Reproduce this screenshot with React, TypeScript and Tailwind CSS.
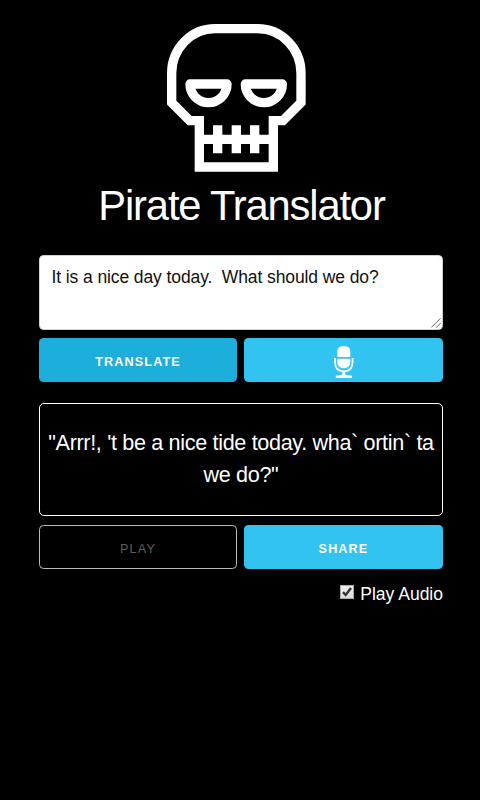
import { useState } from "react";

const button =
  "flex h-[44px] items-center justify-center rounded-[4.5px] text-[12.6px] uppercase tracking-[1.15px]";

function Skull() {
  return (
    <svg viewBox="18 27 420 444" className="h-[148px] w-[140px]" fill="none" stroke="#fff" strokeWidth="28">
      <path d="M35 175A130 134 0 0 1 165 41H293A130 134 0 0 1 423 175V263L369 317H340V456H118V317H89L35 263Z" />
      <path d="M90 207H201A55.5 56 0 0 1 90 207Z" strokeLinejoin="round" />
      <path d="M256 207H367A55.5 56 0 0 1 256 207Z" strokeLinejoin="round" />
      <path d="M118 373H340M173 331V415M229 331V415M284 331V415" />
    </svg>
  );
}

function Microphone() {
  return (
    <svg viewBox="0 0 20 32" className="h-[32px] w-[20px]" fill="#fff">
      <path d="M3.3 11V5.5C3.3 2 5.3.3 9.8.3S16.3 2 16.3 5.5V11Z" />
      <path d="M3.3 12.8H16.3V15.5C16.3 20 13.8 22.3 9.8 22.3S3.3 20 3.3 15.5Z" />
      <path
        d="M1 12V16C1 22 4.3 25.3 9.8 25.3S18.6 22 18.6 16V12"
        fill="none"
        stroke="#fff"
        strokeWidth="1.8"
      />
      <path d="M8.3 25H11.3V28C12 29.3 13.5 29.5 17.8 29.5V32H1.8V29.5C6 29.5 7.6 29.3 8.3 28Z" />
    </svg>
  );
}

export default function App() {
  const [text, setText] = useState("It is a nice day today.  What should we do?");
  const [playAudio, setPlayAudio] = useState(true);

  return (
    <main className="min-h-screen bg-black pr-[37px] pl-[39px] pt-[24px] font-['Liberation_Sans',Arial,sans-serif] text-white">
      <header className="flex flex-col items-center pr-[10px]">
        <Skull />
        <h1 className="mt-[9px] whitespace-nowrap pl-[11px] text-[41.7px] leading-[50px] tracking-[-1.15px]">
          Pirate Translator
        </h1>
      </header>

      <div className="relative mt-[24px]">
        <textarea
          value={text}
          onChange={(e) => setText(e.target.value)}
          className="block h-[75px] w-full resize-none rounded-[4.5px] border border-[#d1d1d1] bg-white pr-[12px] pl-[11.5px] py-[8px] text-[17.5px] leading-[27px] tracking-[-0.1px] text-[#111] outline-none"
        />
        {/* resize grip */}
        <svg
          viewBox="0 0 10 10"
          className="pointer-events-none absolute right-[2px] bottom-[2px] size-[10px]"
          fill="none"
          stroke="#666"
          strokeWidth="1"
        >
          <path d="M.3 9.5L9.5.3M5 9.7L9.7 5" />
        </svg>
      </div>

      <div className="mt-[8px] grid grid-cols-[198px_199px] gap-[7px]">
        <button className={`${button} bg-[#1eaedb] pt-[4px] font-bold`}>Translate</button>
        <button aria-label="Speak" className={`${button} bg-[#33c3f0] pt-[4px]`}>
          <Microphone />
        </button>
      </div>

      <div className="mt-[21px] flex h-[113px] items-center justify-center rounded-[5px] border border-white text-center text-[21.6px] leading-[32px] tracking-[-0.34px]">
        <p className="-mt-[2px] whitespace-nowrap">
          "Arrr!, 't be a nice tide today. wha` ortin` ta
          <br />
          we do?"
        </p>
      </div>

      <div className="mt-[9px] grid grid-cols-[198px_199px] gap-[7px]">
        <button disabled className={`${button} border border-[#bbb] pt-[4px] text-[#5c5c5c]`}>
          Play
        </button>
        <button className={`${button} bg-[#33c3f0] pt-[4px] font-bold`}>Share</button>
      </div>

      <label className="mt-[11px] flex items-center justify-end gap-[6px] text-[17.5px] leading-[28px]">
        <input
          type="checkbox"
          checked={playAudio}
          onChange={(e) => setPlayAudio(e.target.checked)}
          className="sr-only"
        />
        <span className="-mt-[4px] flex size-[14px] items-center justify-center border border-[#aaa] bg-linear-to-b from-[#eee] to-[#ddd]">
          {playAudio && (
            <svg viewBox="0 0 12 12" className="size-[12px]" fill="none" stroke="#333" strokeWidth="2.4">
              <path d="M2 6.2L4.7 9L10 2" />
            </svg>
          )}
        </span>
        Play Audio
      </label>
    </main>
  );
}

• [YOUR GOAL]: Take the lines from the start of the material to the line with "h-[44px] items-center justify-center", both included, and transcribe them exactly without the pictures.

• [ANSWER FOR THE TASK]:
Reproduce this screenshot with React, TypeScript and Tailwind CSS.
import { useState } from "react";

const button =
  "flex h-[44px] items-center justify-center rounded-[4.5px] text-[12.6px] uppercase tracking-[1.15px]";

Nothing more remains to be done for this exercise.